**EXERCISE OBJECTIVE:**
The answer is a single number: how many lines hold the string "code".

(Lines of data)
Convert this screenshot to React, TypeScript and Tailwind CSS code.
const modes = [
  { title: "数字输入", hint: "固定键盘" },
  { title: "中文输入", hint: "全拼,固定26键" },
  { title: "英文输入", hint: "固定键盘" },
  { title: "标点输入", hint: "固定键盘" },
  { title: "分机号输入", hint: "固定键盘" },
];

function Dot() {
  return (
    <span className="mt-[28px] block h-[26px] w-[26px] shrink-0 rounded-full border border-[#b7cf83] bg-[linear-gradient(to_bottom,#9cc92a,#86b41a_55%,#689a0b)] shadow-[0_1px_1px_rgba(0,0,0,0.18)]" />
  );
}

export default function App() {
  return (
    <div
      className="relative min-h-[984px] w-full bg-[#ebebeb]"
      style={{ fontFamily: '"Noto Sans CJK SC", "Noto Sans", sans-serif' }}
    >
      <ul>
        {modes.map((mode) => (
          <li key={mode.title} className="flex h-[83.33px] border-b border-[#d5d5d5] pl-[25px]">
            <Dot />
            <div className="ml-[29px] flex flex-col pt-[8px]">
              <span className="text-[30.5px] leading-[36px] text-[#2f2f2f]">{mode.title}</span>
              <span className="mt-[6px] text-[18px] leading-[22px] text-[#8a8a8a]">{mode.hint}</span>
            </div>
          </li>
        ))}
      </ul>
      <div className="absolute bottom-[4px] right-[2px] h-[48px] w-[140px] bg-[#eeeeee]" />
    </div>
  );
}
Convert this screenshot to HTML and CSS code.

**EXERCISE RESULT:**
2